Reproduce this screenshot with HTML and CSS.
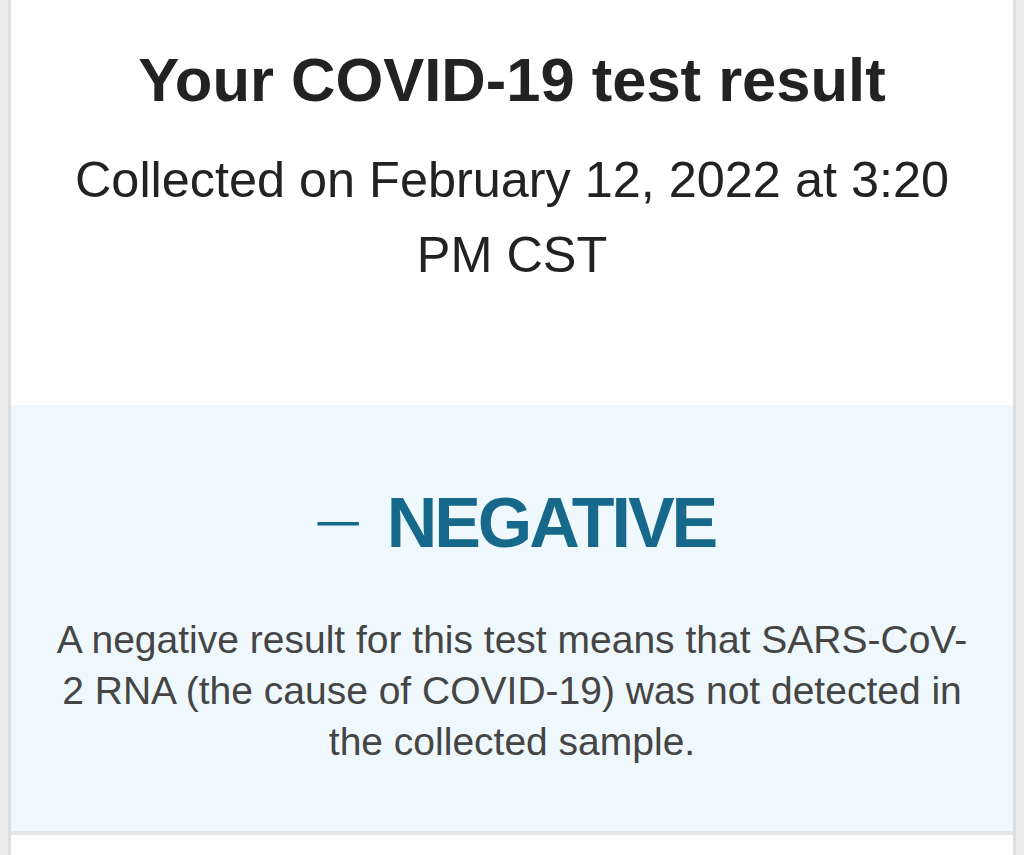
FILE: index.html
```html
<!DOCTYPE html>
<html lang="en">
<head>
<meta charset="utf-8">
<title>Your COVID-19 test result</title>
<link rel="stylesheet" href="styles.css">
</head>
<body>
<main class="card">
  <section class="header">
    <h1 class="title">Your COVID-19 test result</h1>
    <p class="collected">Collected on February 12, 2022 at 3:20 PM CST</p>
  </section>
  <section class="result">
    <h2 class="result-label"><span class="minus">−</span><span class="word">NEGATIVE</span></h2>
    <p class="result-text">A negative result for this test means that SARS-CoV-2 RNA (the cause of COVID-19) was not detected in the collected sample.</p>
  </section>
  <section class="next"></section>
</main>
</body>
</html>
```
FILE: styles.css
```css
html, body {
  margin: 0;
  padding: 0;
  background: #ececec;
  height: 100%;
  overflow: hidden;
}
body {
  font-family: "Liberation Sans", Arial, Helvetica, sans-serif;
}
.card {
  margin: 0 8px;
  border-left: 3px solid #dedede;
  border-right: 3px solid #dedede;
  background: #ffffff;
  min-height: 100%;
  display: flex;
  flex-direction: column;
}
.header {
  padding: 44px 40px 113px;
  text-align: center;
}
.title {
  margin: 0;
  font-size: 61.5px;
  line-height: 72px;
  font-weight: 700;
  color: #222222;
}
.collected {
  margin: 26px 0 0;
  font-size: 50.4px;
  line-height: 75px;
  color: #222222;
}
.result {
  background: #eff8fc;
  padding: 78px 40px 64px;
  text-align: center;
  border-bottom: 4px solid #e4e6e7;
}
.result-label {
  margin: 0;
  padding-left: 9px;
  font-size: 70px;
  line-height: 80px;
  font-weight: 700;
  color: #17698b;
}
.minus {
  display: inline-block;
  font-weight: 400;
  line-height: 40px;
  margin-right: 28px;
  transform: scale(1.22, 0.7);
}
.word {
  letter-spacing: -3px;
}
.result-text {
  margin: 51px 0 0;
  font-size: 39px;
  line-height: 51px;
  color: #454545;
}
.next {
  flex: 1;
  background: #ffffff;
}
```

• [DO THIS]
Reproduce the data above in full, exactly as it is, with the pictures left out.

• [FINISHED ANSWER]
Reproduce this screenshot with HTML and CSS.
FILE: index.html
```html
<!DOCTYPE html>
<html lang="en">
<head>
<meta charset="utf-8">
<title>Your COVID-19 test result</title>
<link rel="stylesheet" href="styles.css">
</head>
<body>
<main class="card">
  <section class="header">
    <h1 class="title">Your COVID-19 test result</h1>
    <p class="collected">Collected on February 12, 2022 at 3:20 PM CST</p>
  </section>
  <section class="result">
    <h2 class="result-label"><span class="minus">−</span><span class="word">NEGATIVE</span></h2>
    <p class="result-text">A negative result for this test means that SARS-CoV-2 RNA (the cause of COVID-19) was not detected in the collected sample.</p>
  </section>
  <section class="next"></section>
</main>
</body>
</html>
```
FILE: styles.css
```css
html, body {
  margin: 0;
  padding: 0;
  background: #ececec;
  height: 100%;
  overflow: hidden;
}
body {
  font-family: "Liberation Sans", Arial, Helvetica, sans-serif;
}
.card {
  margin: 0 8px;
  border-left: 3px solid #dedede;
  border-right: 3px solid #dedede;
  background: #ffffff;
  min-height: 100%;
  display: flex;
  flex-direction: column;
}
.header {
  padding: 44px 40px 113px;
  text-align: center;
}
.title {
  margin: 0;
  font-size: 61.5px;
  line-height: 72px;
  font-weight: 700;
  color: #222222;
}
.collected {
  margin: 26px 0 0;
  font-size: 50.4px;
  line-height: 75px;
  color: #222222;
}
.result {
  background: #eff8fc;
  padding: 78px 40px 64px;
  text-align: center;
  border-bottom: 4px solid #e4e6e7;
}
.result-label {
  margin: 0;
  padding-left: 9px;
  font-size: 70px;
  line-height: 80px;
  font-weight: 700;
  color: #17698b;
}
.minus {
  display: inline-block;
  font-weight: 400;
  line-height: 40px;
  margin-right: 28px;
  transform: scale(1.22, 0.7);
}
.word {
  letter-spacing: -3px;
}
.result-text {
  margin: 51px 0 0;
  font-size: 39px;
  line-height: 51px;
  color: #454545;
}
.next {
  flex: 1;
  background: #ffffff;
}
```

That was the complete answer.